_TASK INSTRUCTIONS_. Copy out each line that includes the word "this".

_PROVIDED MATERIAL_.
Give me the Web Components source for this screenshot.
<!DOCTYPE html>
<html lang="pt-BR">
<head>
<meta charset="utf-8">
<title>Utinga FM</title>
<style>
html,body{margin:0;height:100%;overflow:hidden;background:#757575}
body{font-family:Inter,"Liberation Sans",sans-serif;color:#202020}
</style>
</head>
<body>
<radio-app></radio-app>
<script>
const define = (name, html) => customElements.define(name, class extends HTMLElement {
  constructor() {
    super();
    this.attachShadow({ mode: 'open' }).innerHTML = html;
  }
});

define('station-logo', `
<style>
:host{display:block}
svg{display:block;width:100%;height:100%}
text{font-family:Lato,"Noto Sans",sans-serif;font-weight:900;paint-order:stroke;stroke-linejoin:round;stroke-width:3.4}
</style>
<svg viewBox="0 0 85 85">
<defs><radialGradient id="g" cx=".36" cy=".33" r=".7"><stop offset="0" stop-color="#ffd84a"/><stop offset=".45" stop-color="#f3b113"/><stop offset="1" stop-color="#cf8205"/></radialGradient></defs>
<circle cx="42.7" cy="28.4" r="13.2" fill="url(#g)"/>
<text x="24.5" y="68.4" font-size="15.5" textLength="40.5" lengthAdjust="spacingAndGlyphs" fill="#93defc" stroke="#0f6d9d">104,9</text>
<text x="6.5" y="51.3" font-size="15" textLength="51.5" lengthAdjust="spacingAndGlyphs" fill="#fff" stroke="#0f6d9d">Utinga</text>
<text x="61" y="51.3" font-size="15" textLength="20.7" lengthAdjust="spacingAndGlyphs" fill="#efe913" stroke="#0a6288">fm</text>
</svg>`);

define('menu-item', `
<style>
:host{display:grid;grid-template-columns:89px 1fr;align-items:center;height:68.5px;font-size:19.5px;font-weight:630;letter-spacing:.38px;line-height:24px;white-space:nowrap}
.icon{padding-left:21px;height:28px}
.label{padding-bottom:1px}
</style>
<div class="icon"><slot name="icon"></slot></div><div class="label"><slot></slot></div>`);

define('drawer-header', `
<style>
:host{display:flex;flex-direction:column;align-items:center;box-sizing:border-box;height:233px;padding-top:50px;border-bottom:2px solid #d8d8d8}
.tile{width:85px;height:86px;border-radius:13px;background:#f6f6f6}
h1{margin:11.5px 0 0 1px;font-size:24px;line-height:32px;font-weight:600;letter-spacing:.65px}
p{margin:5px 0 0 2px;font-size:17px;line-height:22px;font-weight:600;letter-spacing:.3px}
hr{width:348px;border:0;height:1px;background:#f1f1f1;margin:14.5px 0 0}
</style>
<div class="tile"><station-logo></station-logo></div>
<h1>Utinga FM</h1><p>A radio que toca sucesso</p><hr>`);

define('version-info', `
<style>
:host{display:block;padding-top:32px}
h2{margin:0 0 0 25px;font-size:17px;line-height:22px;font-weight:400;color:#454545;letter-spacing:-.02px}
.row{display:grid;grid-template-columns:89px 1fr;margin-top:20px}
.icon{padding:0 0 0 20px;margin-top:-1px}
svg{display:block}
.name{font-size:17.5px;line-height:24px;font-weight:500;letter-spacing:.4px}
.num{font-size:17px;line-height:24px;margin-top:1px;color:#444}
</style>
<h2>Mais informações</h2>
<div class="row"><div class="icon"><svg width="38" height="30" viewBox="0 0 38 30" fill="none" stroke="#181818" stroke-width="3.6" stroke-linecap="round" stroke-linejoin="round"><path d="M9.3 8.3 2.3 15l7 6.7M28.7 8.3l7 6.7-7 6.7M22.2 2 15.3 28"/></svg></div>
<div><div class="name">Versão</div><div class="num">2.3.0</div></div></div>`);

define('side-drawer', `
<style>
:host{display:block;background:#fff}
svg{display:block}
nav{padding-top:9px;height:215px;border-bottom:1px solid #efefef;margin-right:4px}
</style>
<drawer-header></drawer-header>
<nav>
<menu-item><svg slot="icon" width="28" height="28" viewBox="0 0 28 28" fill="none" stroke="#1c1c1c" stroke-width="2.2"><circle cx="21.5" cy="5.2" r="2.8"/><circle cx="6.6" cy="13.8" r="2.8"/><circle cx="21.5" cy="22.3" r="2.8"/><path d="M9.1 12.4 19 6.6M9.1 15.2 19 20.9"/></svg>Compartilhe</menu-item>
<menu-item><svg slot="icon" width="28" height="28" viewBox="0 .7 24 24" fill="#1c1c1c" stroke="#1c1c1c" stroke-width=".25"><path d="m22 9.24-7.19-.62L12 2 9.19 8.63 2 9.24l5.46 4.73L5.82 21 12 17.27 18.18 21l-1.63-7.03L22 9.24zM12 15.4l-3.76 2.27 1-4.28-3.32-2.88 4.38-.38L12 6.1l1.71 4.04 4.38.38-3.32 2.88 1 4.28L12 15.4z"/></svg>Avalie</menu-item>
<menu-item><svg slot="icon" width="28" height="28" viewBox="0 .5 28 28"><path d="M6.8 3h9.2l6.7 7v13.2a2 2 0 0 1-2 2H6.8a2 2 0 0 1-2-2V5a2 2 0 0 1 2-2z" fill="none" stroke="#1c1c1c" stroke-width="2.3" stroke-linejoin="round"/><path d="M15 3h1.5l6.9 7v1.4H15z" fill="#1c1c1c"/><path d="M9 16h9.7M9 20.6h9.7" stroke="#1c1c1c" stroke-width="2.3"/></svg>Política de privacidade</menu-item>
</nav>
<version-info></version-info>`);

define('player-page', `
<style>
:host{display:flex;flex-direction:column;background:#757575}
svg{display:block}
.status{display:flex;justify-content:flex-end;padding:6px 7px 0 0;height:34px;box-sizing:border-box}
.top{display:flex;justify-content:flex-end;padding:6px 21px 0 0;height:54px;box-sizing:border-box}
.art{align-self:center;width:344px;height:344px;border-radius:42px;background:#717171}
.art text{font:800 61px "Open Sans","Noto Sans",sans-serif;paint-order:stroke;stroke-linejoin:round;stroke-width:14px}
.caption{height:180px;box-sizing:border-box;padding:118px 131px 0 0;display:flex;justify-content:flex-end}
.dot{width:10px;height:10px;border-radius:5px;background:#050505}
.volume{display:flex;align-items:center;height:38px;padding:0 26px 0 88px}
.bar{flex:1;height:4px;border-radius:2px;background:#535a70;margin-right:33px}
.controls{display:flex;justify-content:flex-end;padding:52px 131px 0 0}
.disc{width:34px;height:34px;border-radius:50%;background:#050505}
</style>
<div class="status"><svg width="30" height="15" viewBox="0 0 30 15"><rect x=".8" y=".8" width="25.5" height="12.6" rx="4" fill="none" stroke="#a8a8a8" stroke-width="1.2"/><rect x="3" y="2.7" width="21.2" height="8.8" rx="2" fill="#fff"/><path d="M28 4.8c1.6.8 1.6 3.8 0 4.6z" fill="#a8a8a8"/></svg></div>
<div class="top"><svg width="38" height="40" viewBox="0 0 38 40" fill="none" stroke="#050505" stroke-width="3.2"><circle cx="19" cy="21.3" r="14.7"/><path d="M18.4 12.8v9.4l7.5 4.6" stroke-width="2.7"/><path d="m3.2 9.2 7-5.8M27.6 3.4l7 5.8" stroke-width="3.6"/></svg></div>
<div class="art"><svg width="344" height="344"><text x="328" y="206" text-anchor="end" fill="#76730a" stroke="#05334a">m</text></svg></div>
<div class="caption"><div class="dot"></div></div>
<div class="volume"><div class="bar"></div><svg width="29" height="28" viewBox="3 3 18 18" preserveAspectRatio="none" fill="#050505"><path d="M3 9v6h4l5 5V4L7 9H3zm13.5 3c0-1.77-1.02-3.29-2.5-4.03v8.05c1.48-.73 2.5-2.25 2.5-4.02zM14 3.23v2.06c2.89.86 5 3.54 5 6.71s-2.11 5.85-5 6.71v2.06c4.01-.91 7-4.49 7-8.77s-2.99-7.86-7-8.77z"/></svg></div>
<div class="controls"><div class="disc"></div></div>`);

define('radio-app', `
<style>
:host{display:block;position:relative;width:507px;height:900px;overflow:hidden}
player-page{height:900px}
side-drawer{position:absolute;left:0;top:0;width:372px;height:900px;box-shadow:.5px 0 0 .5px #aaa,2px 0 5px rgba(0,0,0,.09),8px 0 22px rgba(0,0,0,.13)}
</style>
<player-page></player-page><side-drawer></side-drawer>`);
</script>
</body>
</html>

_OUTPUT BELOW_.
Give me the Web Components source for this screenshot.
    this.attachShadow({ mode: 'open' }).innerHTML = html;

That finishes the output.